- What you have to do:
Return the material exactly, first line through the line containing "const options = ['Service', 'Need', 'Want', 'Good']", and nothing more. Pictures stay out.

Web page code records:
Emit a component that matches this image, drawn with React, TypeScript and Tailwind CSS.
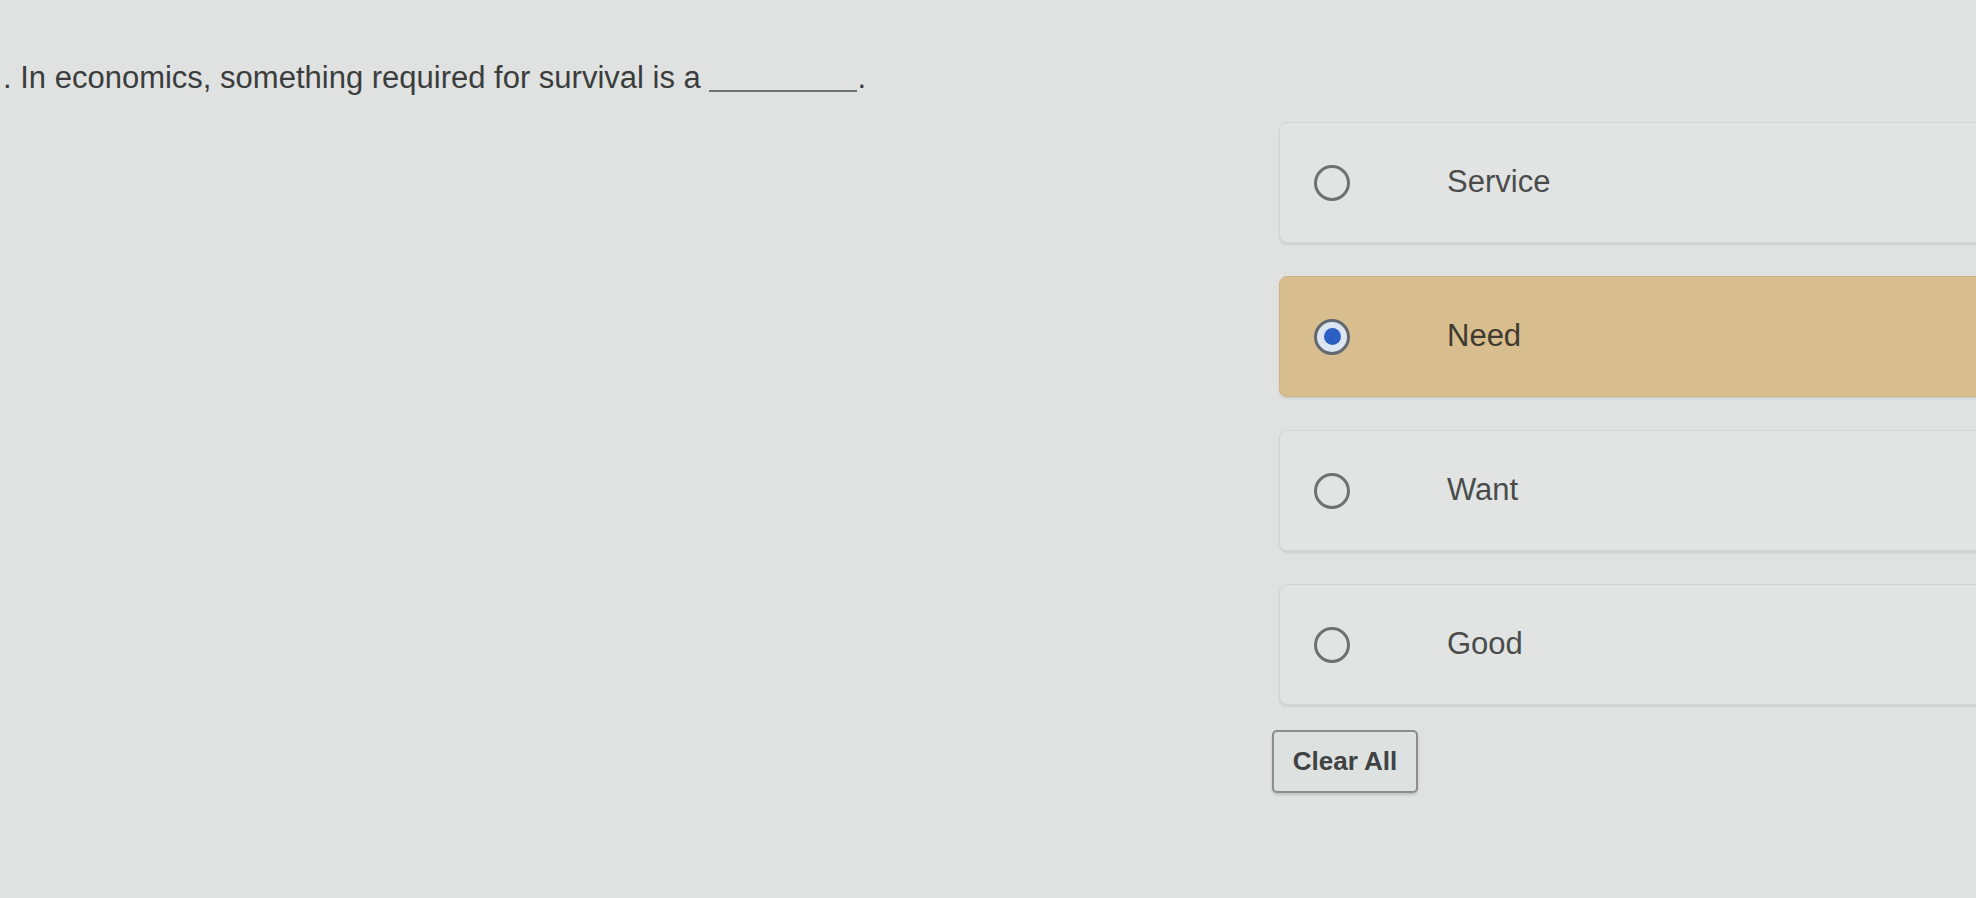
import { useState } from 'react'

const options = ['Service', 'Need', 'Want', 'Good']

function Radio({ checked }: Readonly<{ checked: boolean }>) {
  if (checked) {
    return (
      <span className="flex-none w-[36px] h-[36px] rounded-full border-[3px] border-[#626870] bg-[#dce6f3] flex items-center justify-center">
        <span className="w-[17px] h-[17px] rounded-full bg-[#2c5fc3]" />
      </span>
    )
  }
  return <span className="flex-none w-[36px] h-[36px] rounded-full border-[3px] border-[#6f7170] bg-[#e2e4e3]" />
}

export default function App() {
  const [selected, setSelected] = useState<string | null>('Need')

  return (
    <div className="w-[1976px] h-[898px] overflow-hidden bg-[#dfe2e1] font-['Liberation_Sans',Arial,sans-serif] flex flex-col">
      <p className="pt-[59px] pl-[3px] text-[31px] leading-[37px] text-[#3b3d3d] whitespace-nowrap">
        . In economics, something required for survival is a{' '}
        <span className="inline-block w-[148px] border-b-2 border-[#6f7271] align-baseline translate-y-[4px]" />.
      </p>

      <div className="ml-[1279px] mt-[26px] w-[760px] flex flex-col gap-[33px]">
        {options.map((opt) => {
          const isOn = selected === opt
          return (
            <button
              key={opt}
              type="button"
              onClick={() => setSelected(opt)}
              className={`h-[121px] flex items-center pl-[34px] rounded-l-[8px] border text-left shadow-[0_2px_2px_rgba(0,0,0,0.08)] ${
                isOn ? 'bg-[#d8bd8f] border-[#cfb384]' : 'bg-[#e1e4e3] border-[#d2d5d4]'
              }`}
            >
              <Radio checked={isOn} />
              <span className={`ml-[97px] text-[31px] ${isOn ? 'text-[#3f3a30]' : 'text-[#4a4c4c]'}`}>{opt}</span>
            </button>
          )
        })}
      </div>

      <div className="ml-[1272px] mt-[25px]">
        <button
          type="button"
          onClick={() => setSelected(null)}
          className="w-[146px] h-[63px] rounded-[5px] border-2 border-[#8b8e8d] bg-[#dde1e0] shadow-[0_2px_3px_rgba(0,0,0,0.15)] text-[26px] font-bold text-[#404343]"
        >
          Clear All
        </button>
      </div>
    </div>
  )
}
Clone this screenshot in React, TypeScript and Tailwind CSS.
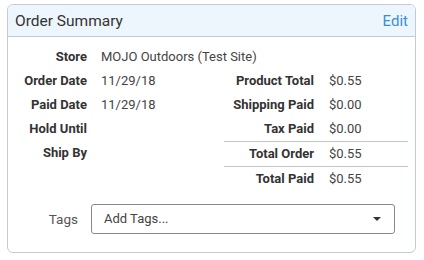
const leftRows = [
  { label: 'Order Date', value: '11/29/18' },
  { label: 'Paid Date', value: '11/29/18' },
  { label: 'Hold Until', value: '' },
  { label: 'Ship By', value: '' },
];

const rightRows = [
  { label: 'Product Total', value: '$0.55', line: false },
  { label: 'Shipping Paid', value: '$0.00', line: false },
  { label: 'Tax Paid', value: '$0.00', line: false },
  { label: 'Total Order', value: '$0.55', line: true },
  { label: 'Total Paid', value: '$0.55', line: true },
];

export default function App() {
  return (
    <div className="w-[424px] h-[260px] bg-white pt-[4px] pl-[7px] font-['Roboto',sans-serif]">
      <div className="w-[409px] h-[249px] border border-[#c3ccd4] rounded-[6px] overflow-hidden flex flex-col">
        {/* Header */}
        <div className="h-[32px] shrink-0 bg-[#eef6fd] border-b border-[#c3ccd4] flex items-center justify-between pl-[7px] pr-[7px] pt-[2px]">
          <span className="text-[15.5px] text-[#333]">Order Summary</span>
          <button className="text-[15px] text-[#3b8ed6]">Edit</button>
        </div>

        {/* Body */}
        <div className="pt-[8px] text-[13px] text-[#444]">
          <div className="h-[24px] flex items-center">
            <span className="w-[79px] text-right font-bold text-[#333]">Store</span>
            <span className="ml-[14px]">MOJO Outdoors (Test Site)</span>
          </div>
          <div className="flex">
            <div className="w-[216px]">
              {leftRows.map((r) => (
                <div key={r.label} className="h-[24px] flex items-center">
                  <span className="w-[79px] text-right font-bold text-[#333]">{r.label}</span>
                  <span className="ml-[14px]">{r.value}</span>
                </div>
              ))}
            </div>
            <div className="w-[184px]">
              {rightRows.map((r) => (
                <div
                  key={r.label}
                  className={`flex items-center ${r.line ? 'h-[25px] border-t border-[#c4c4c4]' : 'h-[24px]'}`}
                >
                  <span className="w-[90px] text-right font-bold text-[#333]">{r.label}</span>
                  <span className="ml-[15px]">{r.value}</span>
                </div>
              ))}
            </div>
          </div>

          {/* Tags */}
          <div className="mt-[13px] flex items-center">
            <span className="w-[70px] text-right text-[13.5px] text-[#555] pt-[1px]">Tags</span>
            <div className="ml-[13px] w-[304px] h-[30px] border border-[#8a8a8a] rounded-[3px] flex items-center justify-between pl-[12px] pr-[13px]">
              <span className="text-[#444]">Add Tags...</span>
              <svg width="8" height="4" viewBox="0 0 8 4">
                <path d="M0 0 L8 0 L4 4 Z" fill="#333" />
              </svg>
            </div>
          </div>
        </div>
      </div>
    </div>
  );
}
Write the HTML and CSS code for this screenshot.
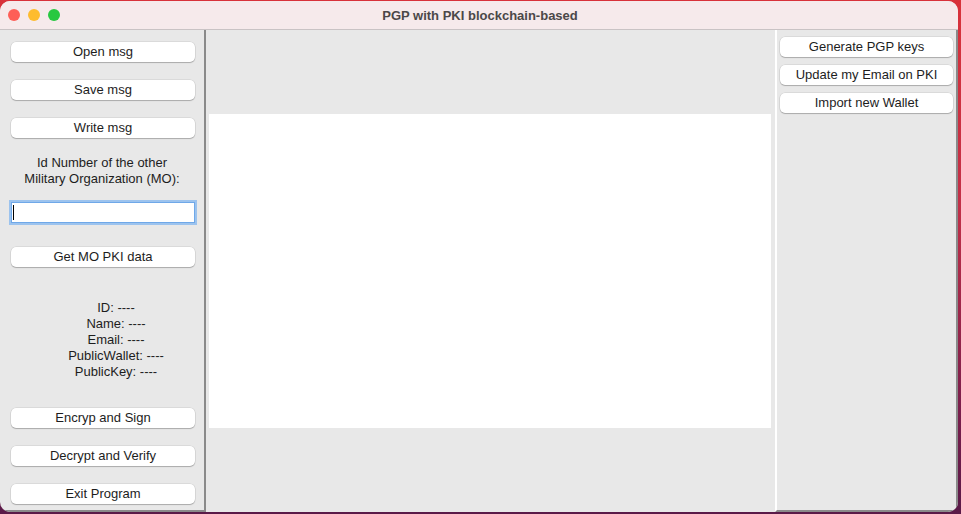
FILE: index.html
```html
<!DOCTYPE html>
<html>
<head>
<meta charset="utf-8">
<link rel="stylesheet" href="styles.css">
</head>
<body>
<div class="window">
  <div class="titlebar">
    <div class="lights">
      <span class="light red"></span>
      <span class="light yellow"></span>
      <span class="light green"></span>
    </div>
    <div class="title">PGP with PKI blockchain-based</div>
  </div>
  <div class="content">
    <div class="left">
      <button class="btn">Open msg</button>
      <button class="btn gap">Save msg</button>
      <button class="btn gap">Write msg</button>
      <div class="label">Id Number of the other<br>Military Organization (MO):</div>
      <div class="fieldwrap">
        <input class="field" type="text">
        <span class="caret"></span>
      </div>
      <button class="btn getmo">Get MO PKI data</button>
      <div class="info">
        <div>ID: ----</div>
        <div>Name: ----</div>
        <div>Email: ----</div>
        <div>PublicWallet: ----</div>
        <div>PublicKey: ----</div>
      </div>
      <button class="btn enc">Encryp and Sign</button>
      <button class="btn gap">Decrypt and Verify</button>
      <button class="btn gap">Exit Program</button>
    </div>
    <div class="middle">
      <div class="textarea"></div>
    </div>
    <div class="right">
      <button class="btn rbtn">Generate PGP keys</button>
      <button class="btn rbtn">Update my Email on PKI</button>
      <button class="btn rbtn">Import new Wallet</button>
    </div>
  </div>
</div>
</body>
</html>
```
FILE: styles.css
```css
html, body {
  margin: 0;
  padding: 0;
  width: 961px;
  height: 514px;
  overflow: hidden;
}
body {
  background: linear-gradient(180deg, #d8323a 0%, #c23048 40%, #7a1e4c 80%, #5a1a48 100%);
  font-family: "Liberation Sans", Arial, sans-serif;
  font-size: 13px;
  color: #1d1d1d;
}
.window {
  margin-top: 1px;
  width: 958px;
  height: 511px;
  border-radius: 10px;
  overflow: hidden;
  background: #e8e8e8;
  display: flex;
  flex-direction: column;
}
.titlebar {
  height: 28px;
  flex: none;
  background: #f6eaeb;
  border-bottom: 1px solid #c9c3c4;
  display: flex;
  align-items: center;
  position: relative;
}
.lights {
  display: flex;
  gap: 8px;
  padding-left: 8px;
}
.light {
  width: 12px;
  height: 12px;
  border-radius: 50%;
  display: block;
}
.red { background: #fe5f57; }
.yellow { background: #febc2e; }
.green { background: #28c840; }
.title {
  position: absolute;
  left: 0;
  right: 0;
  top: 0;
  line-height: 29px;
  text-align: center;
  font-weight: bold;
  color: #4b4848;
  padding-left: 2px;
}
.content {
  flex: 1;
  display: flex;
  min-height: 0;
}
.left {
  width: 206px;
  flex: none;
  border-right: 2px solid #8a8a8a;
  border-bottom: 2px solid #8a8a8a;
  display: flex;
  flex-direction: column;
  align-items: flex-start;
  padding-top: 12px;
  box-sizing: border-box;
}
.btn {
  font-family: "Liberation Sans", Arial, sans-serif;
  font-size: 13px;
  color: #1d1d1d;
  background: #ffffff;
  border: none;
  border-radius: 5px;
  box-shadow: 0 0 0 0.5px rgba(0,0,0,0.12), 0 1px 1px rgba(0,0,0,0.22);
  height: 20px;
  padding: 0;
  margin: 0;
  line-height: 20px;
  display: block;
}
.left .btn {
  width: 184px;
  margin-left: 11px;
}
.left .btn.gap {
  margin-top: 18px;
}
.label {
  margin-top: 16px;
  width: 204px;
  text-align: center;
  line-height: 16px;
  padding-top: 1px;
}
.fieldwrap {
  margin: 15px 0 0 11px;
  position: relative;
}
.field {
  display: block;
  width: 184px;
  height: 21px;
  box-sizing: border-box;
  border: 1px solid #6fa8e8;
  outline: 2px solid #9cc3ee;
  outline-offset: 0;
  background: #fff;
  padding: 0 2px;
  font-size: 13px;
  font-family: "Liberation Sans", Arial, sans-serif;
  border-radius: 0;
}
.caret {
  position: absolute;
  left: 2px;
  top: 3px;
  width: 1px;
  height: 15px;
  background: #000;
}
.left .btn.getmo {
  margin-top: 24px;
}
.info {
  margin-top: 33px;
  width: 204px;
  padding-left: 28px;
  box-sizing: border-box;
  text-align: center;
  line-height: 16px;
}
.left .btn.enc {
  margin-top: 28px;
}
.middle {
  flex: 1;
  display: flex;
  flex-direction: column;
  padding: 84px 4px 0 3px;
}
.textarea {
  height: 314px;
  background: #ffffff;
}
.right {
  border-left: 2px solid #ffffff;
  border-right: 2px solid #8a8a8a;
  border-bottom: 2px solid #8a8a8a;
  box-sizing: border-box;
  width: 183px;
  flex: none;
  display: flex;
  flex-direction: column;
  gap: 8px;
  padding: 7px 0 0 3px;
}
.rbtn {
  width: 173px;
}
```
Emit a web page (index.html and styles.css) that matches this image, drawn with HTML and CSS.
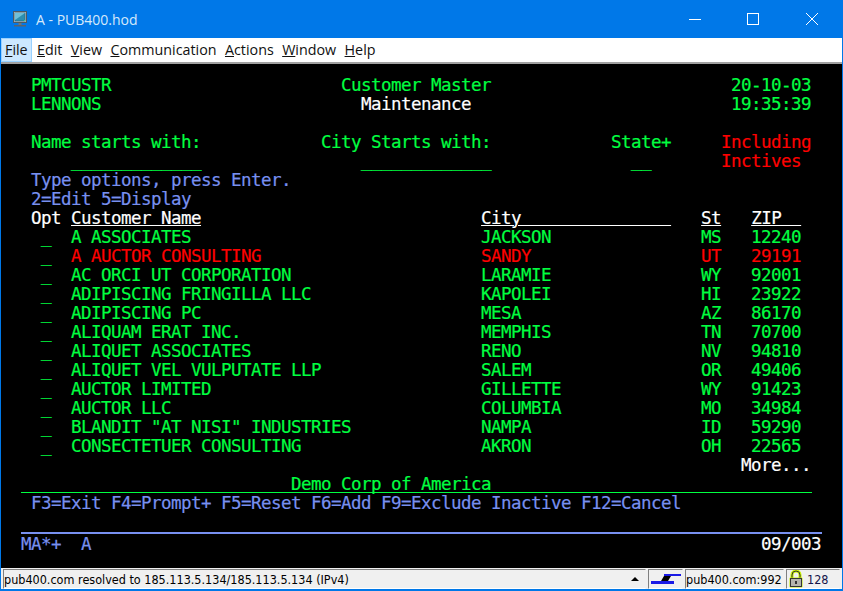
FILE: index.html
```html
<!DOCTYPE html>
<html lang="en">
  <head>
    <meta charset="UTF-8" />
    <title>A - PUB400.hod</title>
    <link rel="stylesheet" href="styles.css">
  </head>
  <body>
    <div class="window">
      <div class="titlebar">
        <svg class="app-icon" width="16" height="16" viewBox="0 0 16 16">
          <rect x="1.500" y="0.500" width="13" height="11" fill="#a9b4ba" stroke="#4d5a63" />
          <rect x="3" y="2" width="10" height="8" fill="#2d8fb0" stroke="#1d5f78" stroke-width="0.5" />
          <path d="M3 2h10L3 9z" fill="#6fc0d8" />
          <rect x="12" y="9" width="1" height="1" fill="#3fe070" />
          <rect x="6.500" y="12" width="3" height="2" fill="#6d777e" />
          <rect x="2" y="14" width="12" height="1.500" fill="#59646c" />
        </svg>
        <span class="title">A - PUB400.hod</span>
        <div class="win-btns">
          <svg class="win-btn" width="12" height="12" viewBox="0 0 12 12"><path d="M0 6.500h12" stroke="#fff" fill="none" /></svg>
          <svg class="win-btn max" width="12" height="12" viewBox="0 0 12 12"><rect x="0.500" y="0.500" width="11" height="11" stroke="#fff" fill="none" /></svg>
          <svg class="win-btn" width="12" height="12" viewBox="0 0 12 12"><path d="M0 0l12 12M12 0L0 12" stroke="#fff" fill="none" /></svg>
        </div>
      </div>

      <ul class="menubar">
        <li class="menu selected"><u>F</u>ile</li>
        <li class="menu"><u>E</u>dit</li>
        <li class="menu"><u>V</u>iew</li>
        <li class="menu"><u>C</u>ommunication</li>
        <li class="menu"><u>A</u>ctions</li>
        <li class="menu"><u>W</u>indow</li>
        <li class="menu"><u>H</u>elp</li>
      </ul>

      <div class="screen">
<pre class="term"><span class="g"> PMTCUSTR                       Customer Master                        20-10-03</span>
<span class="g"> LENNONS</span>                          <span class="w">Maintenance</span>                          <span class="g">19:35:39</span>

<span class="g"> Name starts with:            City Starts with:            State+</span>     <span class="r">Including</span>
<span class="g">     <span class="fld">_____________</span>                <span class="fld">_____________</span>              <span class="fld">__</span></span>       <span class="r">Inctives</span>
<span class="b"> Type options, press Enter.</span>
<span class="b"> 2=Edit 5=Display</span>
<span class="w"> Opt <u>Customer Name</u>                            <u>City               </u>   <u>St</u>   <u>ZIP  </u></span>
<span class="g">  <span class="fld">_</span>  A ASSOCIATES                             JACKSON               MS   12240</span>
<span class="g">  <span class="fld">_</span>  </span><span class="r">A AUCTOR CONSULTING                      SANDY                 UT   29191</span>
<span class="g">  <span class="fld">_</span>  AC ORCI UT CORPORATION                   LARAMIE               WY   92001</span>
<span class="g">  <span class="fld">_</span>  ADIPISCING FRINGILLA LLC                 KAPOLEI               HI   23922</span>
<span class="g">  <span class="fld">_</span>  ADIPISCING PC                            MESA                  AZ   86170</span>
<span class="g">  <span class="fld">_</span>  ALIQUAM ERAT INC.                        MEMPHIS               TN   70700</span>
<span class="g">  <span class="fld">_</span>  ALIQUET ASSOCIATES                       RENO                  NV   94810</span>
<span class="g">  <span class="fld">_</span>  ALIQUET VEL VULPUTATE LLP                SALEM                 OR   49406</span>
<span class="g">  <span class="fld">_</span>  AUCTOR LIMITED                           GILLETTE              WY   91423</span>
<span class="g">  <span class="fld">_</span>  AUCTOR LLC                               COLUMBIA              MO   34984</span>
<span class="g">  <span class="fld">_</span>  BLANDIT "AT NISI" INDUSTRIES             NAMPA                 ID   59290</span>
<span class="g">  <span class="fld">_</span>  CONSECTETUER CONSULTING                  AKRON                 OH   22565</span>
<span class="w">                                                                        More...</span>
<span class="g">                           Demo Corp of America</span></pre>
<pre class="term keys"><span class="b"> F3=Exit F4=Prompt+ F5=Reset F6=Add F9=Exclude Inactive F12=Cancel</span></pre>
<pre class="term oia"><span class="b">MA*+  A</span>                                                                   <span class="w">09/003</span></pre>
      </div>

      <div class="statusbar">
        <div class="panel msg">pub400.com resolved to 185.113.5.134/185.113.5.134 (IPv4)<span class="arrow"></span></div>
        <div class="panel conn">
          <svg width="30" height="10" viewBox="0 0 30 10">
            <path d="M13 2h7l-3 5h-7z" fill="#000" />
            <rect x="13" y="0" width="17" height="2" fill="#1a1ae6" />
            <rect x="0" y="7" width="23" height="3" fill="#1a1ae6" />
          </svg>
        </div>
        <div class="panel host">pub400.com:992</div>
        <div class="panel lock">
          <svg width="14" height="18" viewBox="0 0 14 18">
            <path d="M3 8V5a4 4 0 0 1 8 0v3" fill="none" stroke="#c8f000" stroke-width="3" />
            <path d="M3 8V5a4 4 0 0 1 8 0v3" fill="none" stroke="#333" />
            <rect x="0.500" y="7.500" width="13" height="10" rx="1" fill="#c8f000" />
            <rect x="1.500" y="8.500" width="11" height="8" fill="#b4b4ae" stroke="#333" />
            <path d="M7 11v3" stroke="#333" stroke-width="2" />
          </svg>
          <span class="bits">128</span>
        </div>
      </div>
    </div>
  </body>
</html>
```

FILE: styles.css
```css
* {
  box-sizing: border-box;
}

html,
body {
  margin: 0;
  height: 100%;
}

.window {
  display: flex;
  flex-direction: column;
  width: 843px;
  height: 591px;
  overflow: hidden;
  background: #0078e8;
  padding: 0 1px 2px 1px;
}

.titlebar {
  display: flex;
  align-items: center;
  flex: 0 0 38px;
  padding-left: 11px;
  color: #d5e9fb;
  font-family: "Open Sans", "Noto Sans", sans-serif;
  font-size: 14px;
}

.app-icon {
  margin-right: 8px;
}

.win-btns {
  display: flex;
  margin-left: auto;
  gap: 46px;
  padding-right: 24px;
}

.max {
  margin-right: 1px;
}

.menubar {
  display: flex;
  flex: 0 0 24px;
  align-items: center;
  margin: 0;
  padding: 0;
  list-style-type: none;
  background: #fff;
  font-family: "Open Sans", "Noto Sans", sans-serif;
  font-size: 14.300px;
  color: #111;
}

.menu {
  padding: 2px 4px 2px 4.400px;
  height: 24px;
  line-height: 20px;
}

.selected {
  background: #cce8ff;
  border: 1px solid #99d1ff;
  padding: 1px 3px;
  margin-right: 1px;
}

.screen {
  flex: 1;
  background: #000;
  border-top: 2px solid #a0a0a0;
  padding: 12px 0 0 20px;
}

.term {
  margin: 0;
  font-family: "DejaVu Sans Mono", monospace;
  font-size: 17.500px;
  letter-spacing: -0.535px;
  line-height: 19px;
  -webkit-text-stroke: 0.2px;
}

.term u {
  text-underline-offset: 1px;
  text-decoration-thickness: 1px;
}

.fld {
  -webkit-text-stroke: 0.3px #00ff40;
}

.keys {
  width: 791px;
  border-top: 1px solid #00ff40;
  margin-top: -2px;
  padding-top: 1px;
}

.oia {
  width: 801px;
  margin-top: 19px;
  padding-top: 1px;
  border-top: 2px solid #7890f0;
}

.g {
  color: #00ff40;
}

.b {
  color: #7890f0;
}

.r {
  color: #ff0000;
}

.w {
  color: #fff;
}

.statusbar {
  display: flex;
  flex: 0 0 21px;
  gap: 2px;
  background: #f0f0f0;
  padding: 1px 2px 0 2px;
  font-family: "DejaVu Sans", sans-serif;
  font-size: 12.500px;
  font-stretch: condensed;
  color: #000;
}

.panel {
  display: flex;
  align-items: center;
  height: 20px;
  border: 1px solid;
  border-color: #808080 #f0f0f0 #fff #808080;
  white-space: nowrap;
  background: #f0f0f0;
}

.msg {
  flex: 1;
}

.arrow {
  margin-left: auto;
  margin-right: 6px;
  width: 0;
  height: 0;
  border-left: 4px solid transparent;
  border-right: 4px solid transparent;
  border-bottom: 4px solid #000;
}

.conn {
  flex: 0 0 35px;
  justify-content: center;
}

.host {
  flex: 0 0 99px;
}

.lock {
  flex: 0 0 54px;
  gap: 4px;
  padding-left: 2px;
}

.bits {
  color: #14144a;
}
```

- In response:
Emit a component that matches this image, drawn with React, TypeScript and Tailwind CSS.
import { useState } from 'react'

const options = ['Service', 'Need', 'Want', 'Good']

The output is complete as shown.